The fact is it's a mess?just the kind of turmoil sex can produce.
Traditionally in Anglo-Saxon jurisprudence, courts made "the presumption of paternity." A child was the husband's, no matter what, unless the male was demonstrably incapable of reproduction or on a 10-month posting overseas. Recent court rulings have sustained this practice even in the face of direct DNA evidence that the fathers of the children involved are not the husbands. In December the Pennsylvania Supreme Court ruled that "family interests" prevailed over blood tests; this was in response to a plaintiff who claimed that DNA tests showed he was not the father of the child in question. Various groups of aggrieved men have begun lobbying legislatures in Pennsylvania, Michigan, Ohio and elsewhere to accept that, if paternity tests can be used to compel genetic fathers to supply support, they can equally exculpate men who are not genetic fathers from unfair financial and emotional burdens.
Is "the presumption of paternity" plausible in a world of singles weekends at Club Med, in vitro and other artificial fertilization, and a broad assumption that courtship, or even dating, without sex requires urgent psychiatric intervention? The glaring legal anomalies rather suddenly introduced by inexpensive (about $500) and rather widely available DNA testing will have to be confronted by several legal commissions, which will try to assess what is fair and necessary for children and fair to men and women.
Meanwhile, the bewilderment persists. In a l996 case in California, a 34-year-old woman was convicted of unlawful sexual relations with a 15-year-old boy. She gave birth to their child, and the state pursued the boy's family for child support.
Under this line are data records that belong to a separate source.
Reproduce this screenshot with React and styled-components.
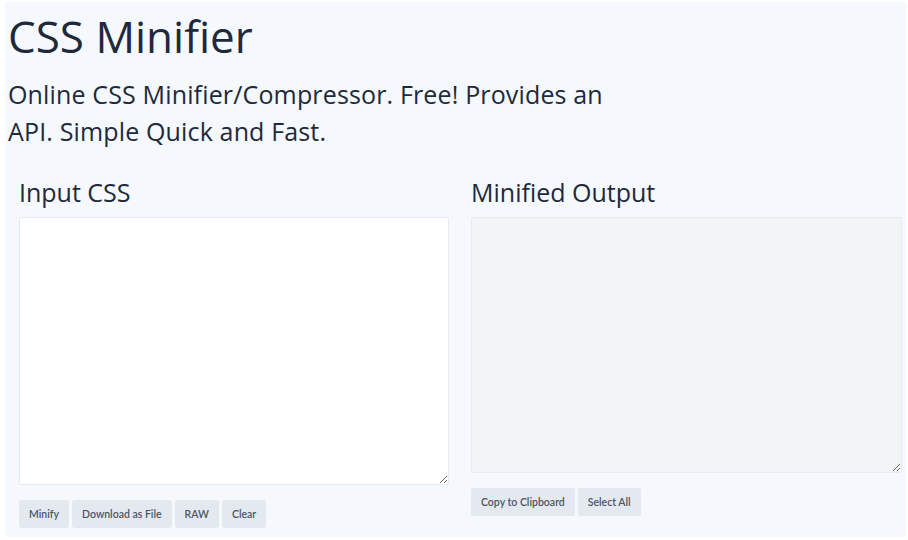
import React from 'react';
import styled, {createGlobalStyle} from 'styled-components';

const GlobalStyle = createGlobalStyle`
  html, body {
    margin: 0;
    padding: 0;
    background: #ffffff;
  }
  body {
    font-family: "Open Sans", "Noto Sans", sans-serif;
  }
`;

const App = () => {
    return (
        <>
            <GlobalStyle />
            <Page>
                <Title>CSS Minifier</Title>
                <Lead>
                    Online CSS Minifier/Compressor. Free! Provides an<br />
                    API. Simple Quick and Fast.
                </Lead>
                <Columns>
                    <Panel>
                        <PanelTitle>Input CSS</PanelTitle>
                        <Editor height={268} />
                        <ButtonRow>
                            <Button>Minify</Button>
                            <Button>Download as File</Button>
                            <Button>RAW</Button>
                            <Button>Clear</Button>
                        </ButtonRow>
                    </Panel>
                    <Panel>
                        <PanelTitle>Minified Output</PanelTitle>
                        <Editor height={256} readOnly muted />
                        <ButtonRow>
                            <Button>Copy to Clipboard</Button>
                            <Button>Select All</Button>
                        </ButtonRow>
                    </Panel>
                </Columns>
            </Page>
        </>
    );
}

export default App;

const Page = styled.div`
  margin: 2px 2px 3px 5px;
  height: 535px;
  box-sizing: border-box;
  background: #f5f8fc;
  padding: 0 0 0 3px;
  color: #1e2a3b;
  overflow: hidden;
`;

const Title = styled.h1`
  margin: 0;
  padding-top: 8px;
  font-size: 44px;
  font-weight: 400;
  line-height: 52px;
`;

const Lead = styled.p`
  margin: 14px 0 0;
  font-size: 25px;
  font-weight: 400;
  letter-spacing: 0.15px;
  line-height: 37px;
`;

const Columns = styled.div`
  display: grid;
  grid-template-columns: 430px 431px;
  column-gap: 22px;
  padding-left: 11px;
  margin-top: 25px;
`;

const Panel = styled.div`
  display: flex;
  flex-direction: column;
`;

const PanelTitle = styled.h2`
  margin: 0 0 10px;
  font-size: 25px;
  font-weight: 400;
  line-height: 30px;
  padding-top: 2px;
`;

const Editor = styled.textarea`
  display: block;
  box-sizing: border-box;
  width: 100%;
  height: ${p => p.height}px;
  margin: 0;
  border: 1px solid #e7ebf0;
  border-radius: 2px;
  background: ${p => (p.muted ? '#f2f4f6' : '#ffffff')};
  resize: vertical;
  outline: none;
`;

const ButtonRow = styled.div`
  display: flex;
  gap: 3px;
  margin-top: 15px;
`;

const Button = styled.button`
  height: 28px;
  padding: 0 10px;
  border: none;
  border-radius: 3px;
  background: #e4e8ef;
  color: #4a5565;
  font-family: "Lato", sans-serif;
  font-size: 10.5px;
  font-weight: 600;
  cursor: pointer;
`;
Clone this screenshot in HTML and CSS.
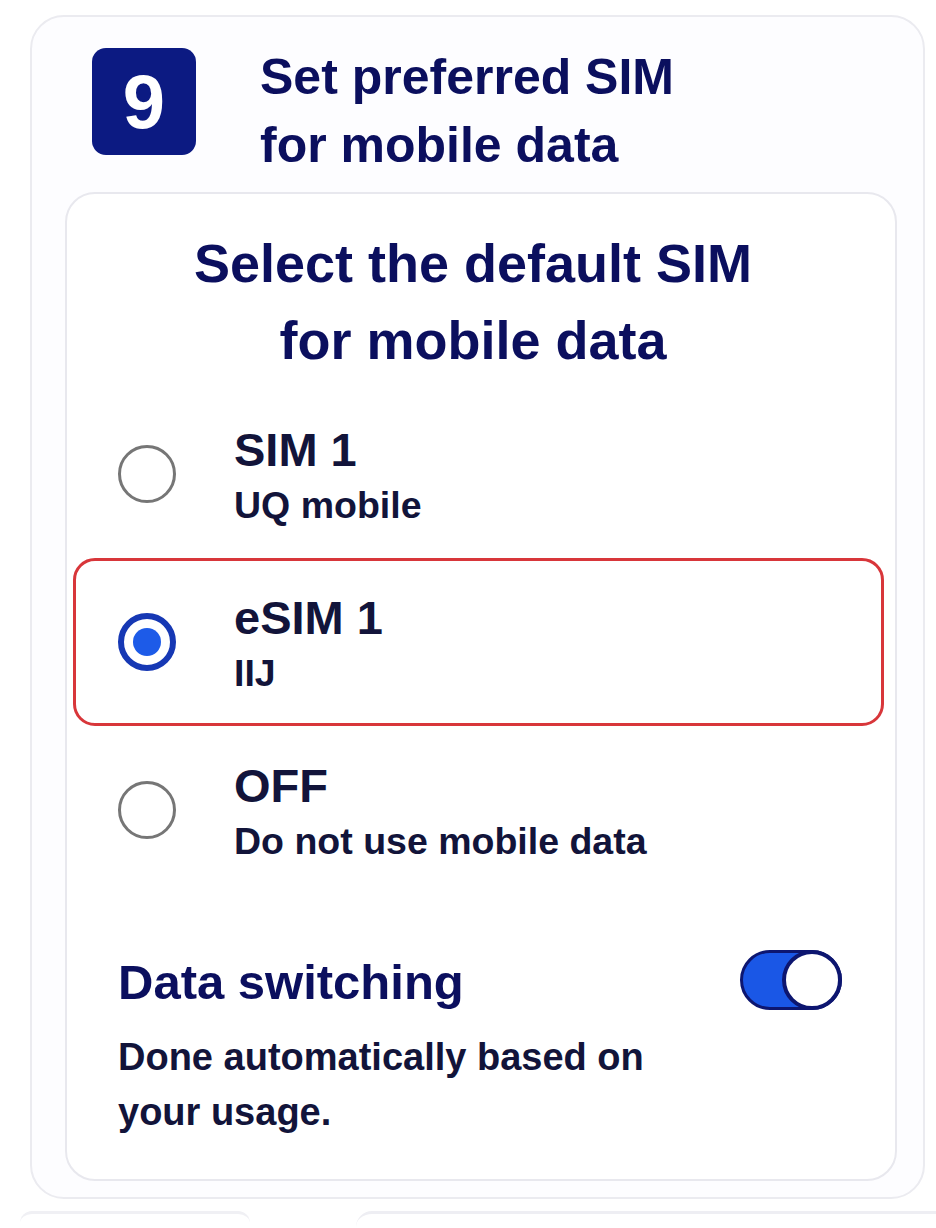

In l998, a bill was introduced into the Israeli Knesset to change the law making DNA paternity an indisputable cause for support payments, notwithstanding any understanding or agreements the partners may have had or thought they had.
These are now public matters. It is impossible to know about people's still-private lives, or the number of lives decisively affected by the joy of sex and the child who arrives thereafter. But it is certain there is an enormous undercurrent of personal confusion, public bravado and official rigidity that impinges sharply on the tender movements of the heart and the ardor of the body.
Meanwhile, celebrate Father's Day when you can. At least some system has worked out tolerably well.